Experiments using PBS scheduling

The temperature and utilization patterns of cluster systems may vary greatly under different task scheduling strategies. We compared two scheduling strategies in two groups of settings, in which eight threads were running on either one server or four servers. The results showed that the majority of threads could complete in a shorter time period when they were spread out across multiple servers than assigning them on one server. The followings are the comparison results of the two groups of experiments under the same workload.

Development of Thermal Profiling System

For the convenience of data collection, retrieval, and visualization, we developed a monitoring system, which can be used to collect real-time data (including CPU and disk utilizations, and CPU, disk, inlet and outlet temperature) of each node in cluster systems.
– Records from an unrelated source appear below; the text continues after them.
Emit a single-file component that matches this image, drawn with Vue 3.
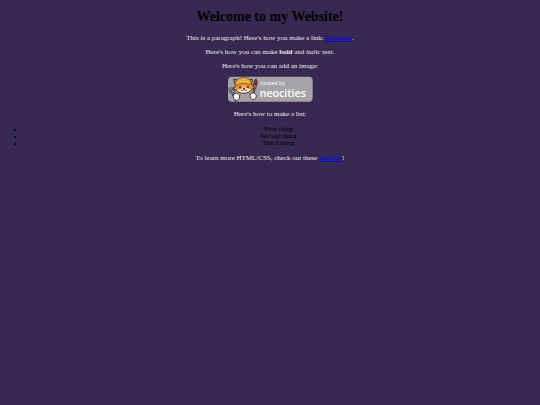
<script setup>
const things = ['First thing', 'Second thing', 'Third thing']
</script>

<template>
  <main class="page">
    <h1>Welcome to my Website!</h1>

    <p>This is a paragraph! Here's how you make a link: <a href="#neocities">Neocities</a>.</p>

    <p>Here's how you can make <strong>bold</strong> and <em>italic</em> text.</p>

    <p>Here's how you can add an image:</p>

    <!-- Hosted by Neocities badge -->
    <svg class="badge" viewBox="0 0 255 78" role="img" aria-label="Hosted by Neocities">
      <rect x="0" y="2" width="254" height="75" rx="12" fill="#a5a3a8" />
      <!-- fork -->
      <path d="M12 46 L25 76" stroke="#30303a" stroke-width="8" />
      <path d="M3 36 L7 47 Q13 54 19 45 L18 33 M10 34 L14 50" fill="none" stroke="#30303a" stroke-width="6" />
      <path d="M3 36 L7 47 Q13 52 19 45 L18 33 M10 34 L14 50 L23 74" fill="none" stroke="#a0a6b0" stroke-width="3" />
      <!-- brush -->
      <path d="M80 36 L73 65" stroke="#3d2228" stroke-width="6" />
      <path d="M80 35 L74 62" stroke="#a84a3c" stroke-width="3" />
      <path d="M77 24 L86 26 L83 38 L76 36 Z" fill="#8e8588" stroke="#302630" stroke-width="2" />
      <path d="M78 25 Q76 16 84 8 Q90 17 86 27 Z" fill="#8f2830" stroke="#4b1b23" stroke-width="2" />
      <!-- head -->
      <path d="M22 27 L17 10 L32 13 Q46 3 61 12 L73 10 L71 26 L79 35 L71 41 Q65 51 48 52 Q30 51 25 43 L15 37 L22 32 Z" fill="#ef942f" stroke="#4a2b25" stroke-width="3" />
      <path d="M47 29 L42 39 L28 42 Q33 50 48 50 Q65 49 69 40 L55 37 Z" fill="#fff2df" />
      <path d="M21 26 Q24 8 41 5 Q63 2 70 19 L66 26 Q43 18 25 29 Z" fill="#e2a93a" stroke="#6a4922" stroke-width="2" />
      <path d="M28 21 Q44 11 63 20 M33 13 Q48 7 57 12" fill="none" stroke="#f4cc60" stroke-width="2" />
      <circle cx="36" cy="34" r="3" fill="#342522" />
      <circle cx="60" cy="33" r="3" fill="#342522" />
      <path d="M45 36 L51 36 L48 40 Z M40 43 Q46 45 48 40 Q52 45 57 42" fill="#b64b3e" stroke="#4a2b25" stroke-width="2" />
      <!-- paws -->
      <path d="M17 54 Q27 47 35 57 Q37 70 26 74 Q13 70 17 54 Z" fill="#fff" stroke="#4a3932" stroke-width="3" />
      <path d="M68 52 Q79 47 85 57 Q85 71 74 71 Q63 66 68 52 Z" fill="#fff" stroke="#4a3932" stroke-width="3" />
      <text class="badge-small" x="97" y="28">hosted by</text>
      <text class="badge-name" x="95" y="62">neocities</text>
    </svg>

    <p>Here's how to make a list:</p>

    <ul>
      <li v-for="thing in things" :key="thing">{{ thing }}</li>
    </ul>

    <p>To learn more HTML/CSS, check out these <a href="#tutorials">tutorials</a>!</p>
  </main>
</template>

<style>
body {
  background-color: #382952;
}
</style>

<style scoped>
.page {
  padding: 9px 3px;
  color: #000;
  font-family: 'Liberation Serif', 'Times New Roman', serif;
  font-size: 7px;
  line-height: 8px;
  text-align: center;
}

h1 {
  margin: 0 0 9px;
  font-size: 14px;
  line-height: 16px;
}

p {
  margin: 6px 0;
  color: #eee;
}

a {
  color: #0000ee;
}

.badge {
  display: block;
  width: 85px;
  height: 26px;
  margin: 6px auto 8px;
}

.badge-small,
.badge-name {
  fill: #fff;
  font-family: 'Open Sans', 'Noto Sans', sans-serif;
}

.badge-small {
  font-size: 16px;
}

.badge-name {
  font-size: 32px;
  font-weight: 600;
}

ul {
  margin: 8px 0 7px;
  padding-left: 17px;
  line-height: 7px;
  list-style: none;
}

/* Small round bullet, hung in the list's left padding */
li::before {
  content: '';
  float: left;
  width: 2px;
  height: 2px;
  margin: 3px 4px 0 -6px;
  border-radius: 50%;
  background-color: #000;
}
</style>
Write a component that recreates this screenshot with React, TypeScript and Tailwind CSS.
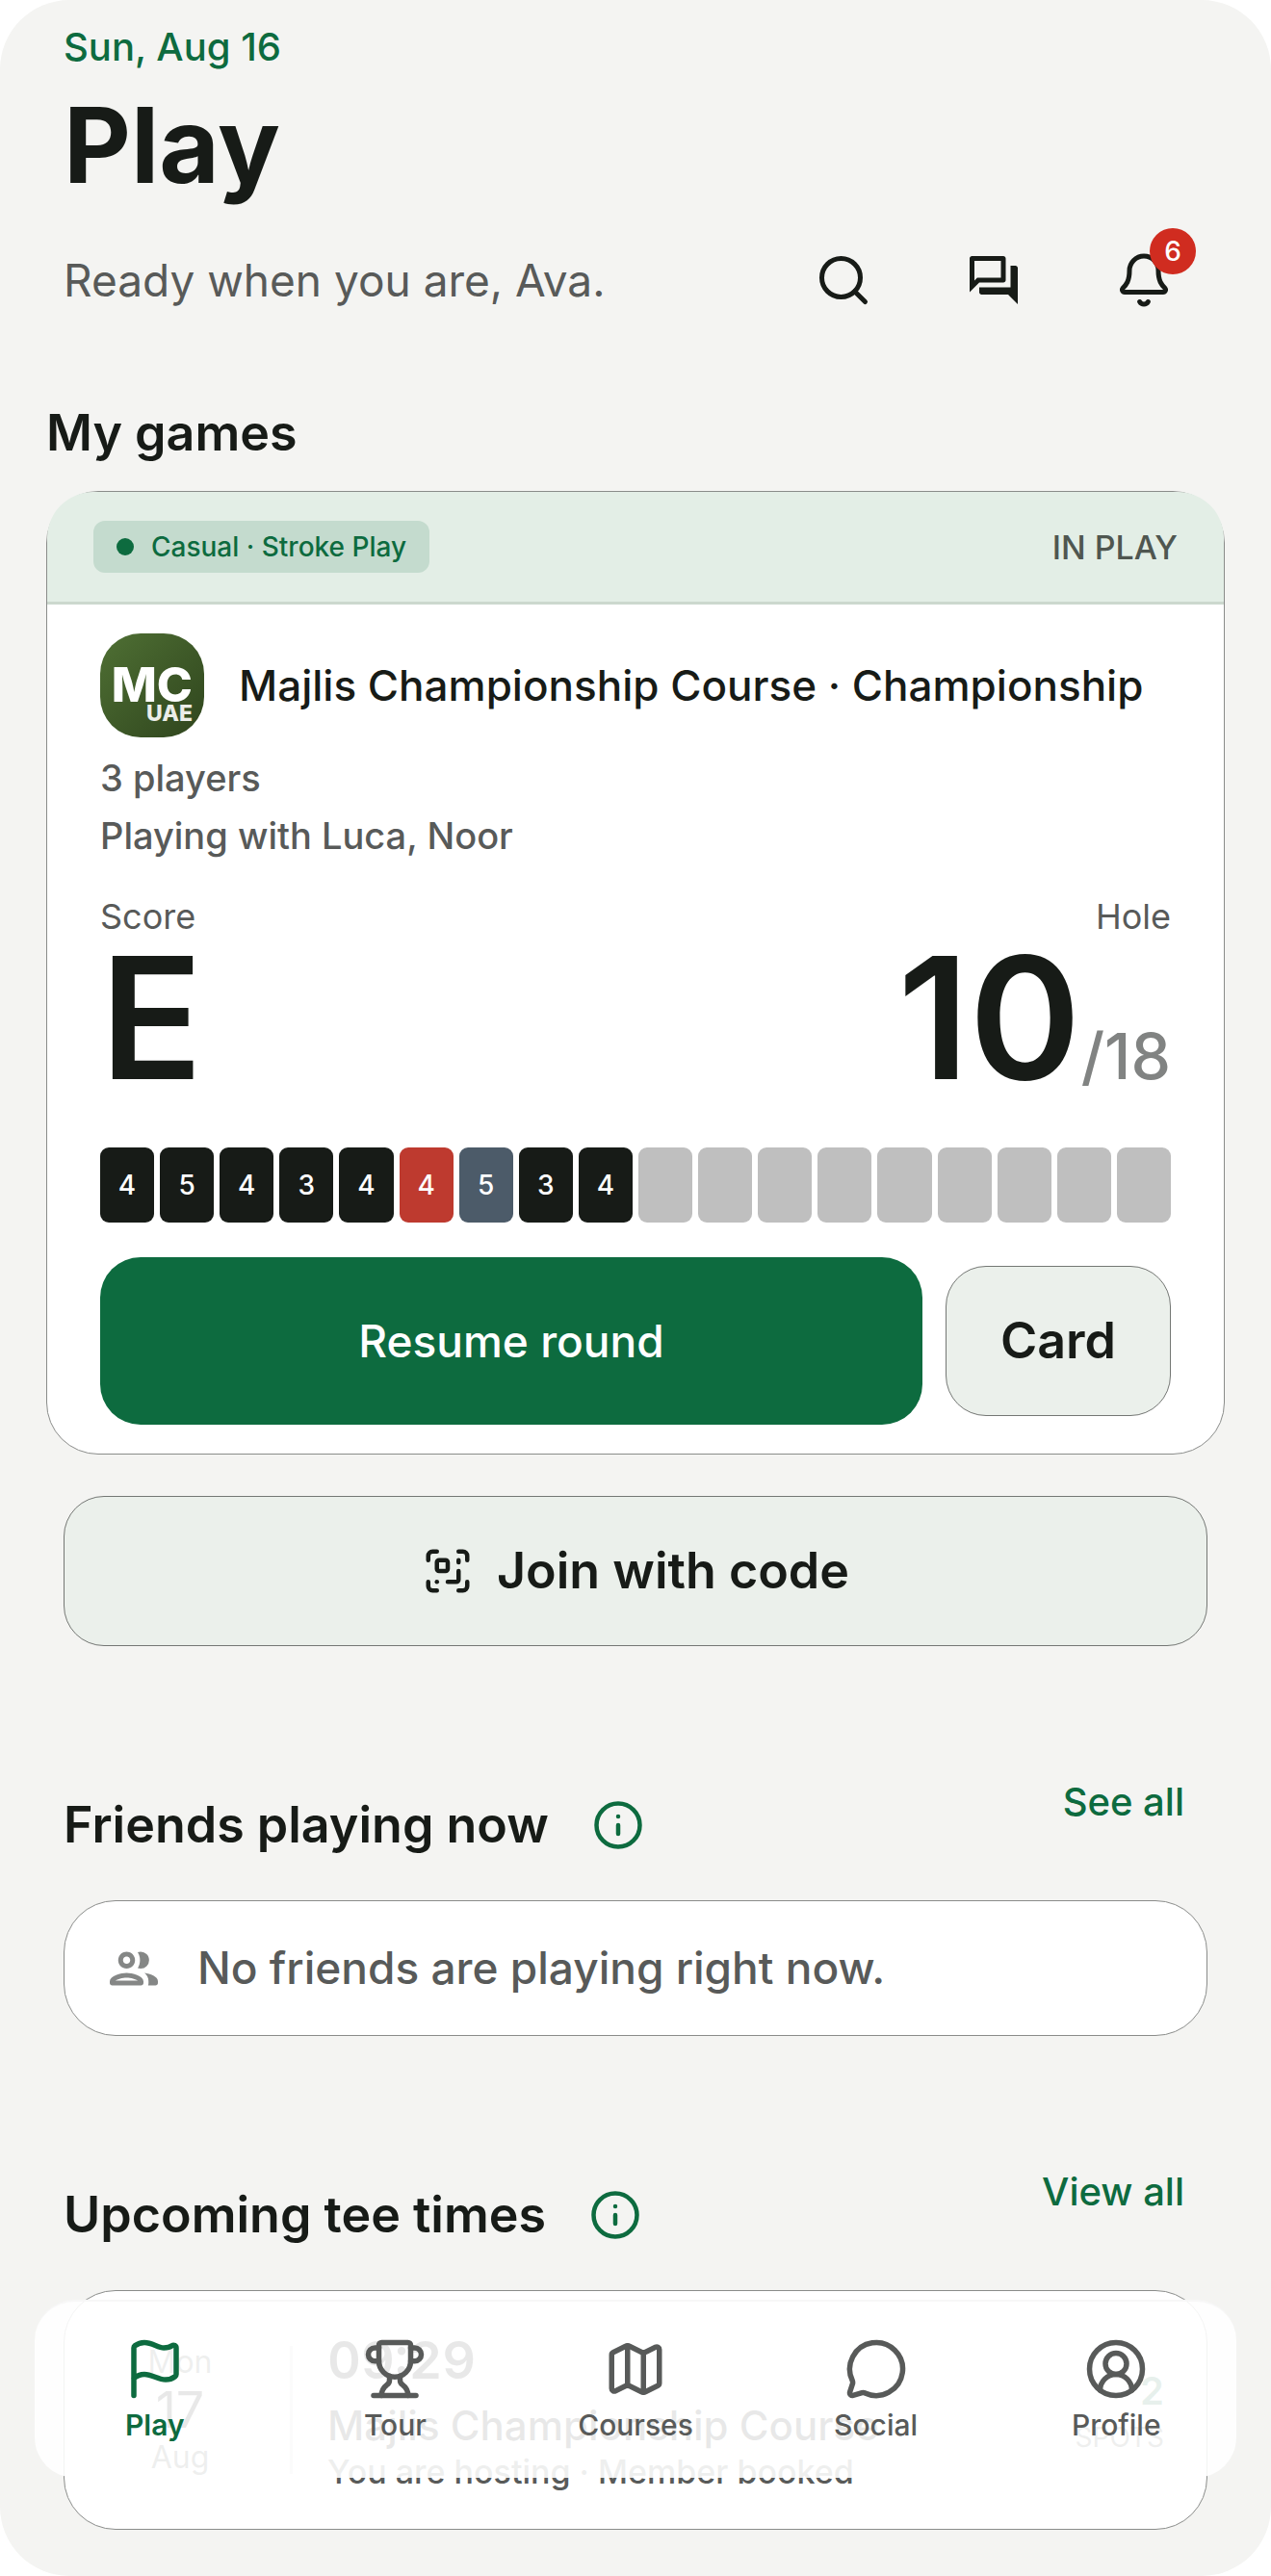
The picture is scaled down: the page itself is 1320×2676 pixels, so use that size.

These data can be visualized in figures. In addition, we also stored the data in a database system. After the completion of experiments on cluster systems, all the experimental data can be easily retrieved from the database. Users can download the data in XML or CSV files for further analysis or backup. Our system also provides a filtering function, which allows users to visualize or download data in a particular time period.

Future Work

In this research, we have characterized the performance and thermal behavior of cluster systems under a variety of workload. All these information ultimately will be used as basis for the study of energy-efficiency and energy-saving in cluster systems. In the future, we will conduct more experiments to study the energy consumption of cluster systems by applying a variety of task scheduling strategies. The monitoring system will also be extended to collect information about memory, GPU or network adaptors. Monitoring the total energy consumption of cluster systems is another important function in the monitoring system. With the knowledge of energy consumption of cluster systems and the full-fledged monitoring system, we will propose new energy-efficient data management and task scheduling approaches for cluster systems, and compare them with state-of-the-art solutions.